Há, como sabemos, imensas contradições no papel da cultura na vida política. Porém, a cultura é hoje um dos principais pontos do campo de batalha ― é através dela, por exemplo, que o neoliberalismo coloniza não só os pensamentos e desejos, mas as próprias emoções. Num prefácio à segunda edição de Marxismo e crítica literária, Terry Eagleton diz que “faz parte do materialismo cultural a afirmação de que a cultura não é, no fim das contas, aquilo em que homens e mulheres baseiam suas vidas. Mas ela também não é insignificante; toda batalha política importante é, entre outras coisas, uma batalha de ideias”. “En la lucha de clases/ todas las armas son buenas/ piedras/ noches/ poemas”, diz um dos poemas mais populares de Paulo Leminski. Cultivar a rosa do socialismo nos corações e mentes via cultura é um movimento central. Claro que as batalhas na frente cultural não são as únicas. Ela é apenas uma das frentes e há, claro, necessidade de outras. Para mudar de verdade o sistema, a situação miserável deste mundo, as estruturas de exploração e opressão, é necessário o socialismo, teoria e prática. Depois de tanto tempo de massacre capitalista, qualquer outro caminho soa inócuo. E, ainda assim, a cultura é central nessa batalha.

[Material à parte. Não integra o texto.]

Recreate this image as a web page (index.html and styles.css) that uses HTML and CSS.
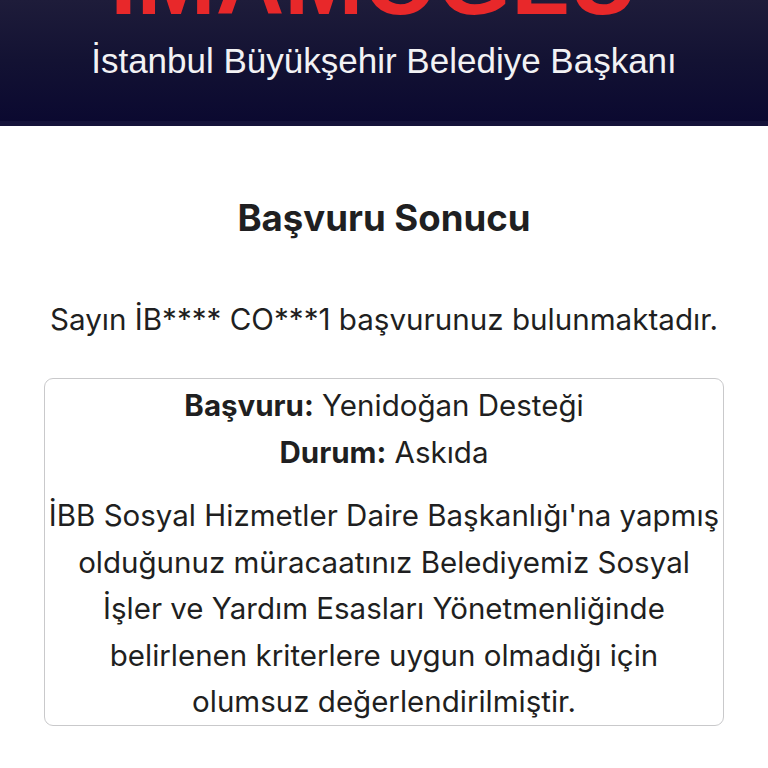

De todo modo, o “fermento dissidente internacional” que dá força a estes textos é também o maquinário de guerra de Ferlinghetti, seu modo de agir no mundo. E, com seu espírito jovem e revolto, foi um poeta sempre muito atento às movimentações do seu tempo. Atravessou inúmeras e importantes agitações contraculturais que surgiram no Pós-Guerra nos Estados Unidos (San Francisco Renaissance, Beat Generation, o rock’n’roll, a contracultura hippie, o punk rock, o movimento hip-hop etc.). Sintetizou de algum modo todos esses rolês em sua poética ― “Resista mais, obedeça menos”; “Diga o indizível, torne o invisível visível”. Isto é: faça as coisas acontecerem de uma vez por todas. Está todo mundo de saco cheio. “Poetas, saiam de seus armários,/ Abram suas janelas, abram suas portas,/ Vocês estiveram tempo demais escondidos/ em seus mundinhos fechados.” “Acorde, o mundo está em chamas!”


O papo é quente, camarada, e segue firme e forte, olho vivo e faro fino. Agora é adentrar as páginas deste admirável e combativo livro escrito por um poeta inquieto e inventivo, “agente provocador ― subversivo, anarquista e profético”. Boa leitura!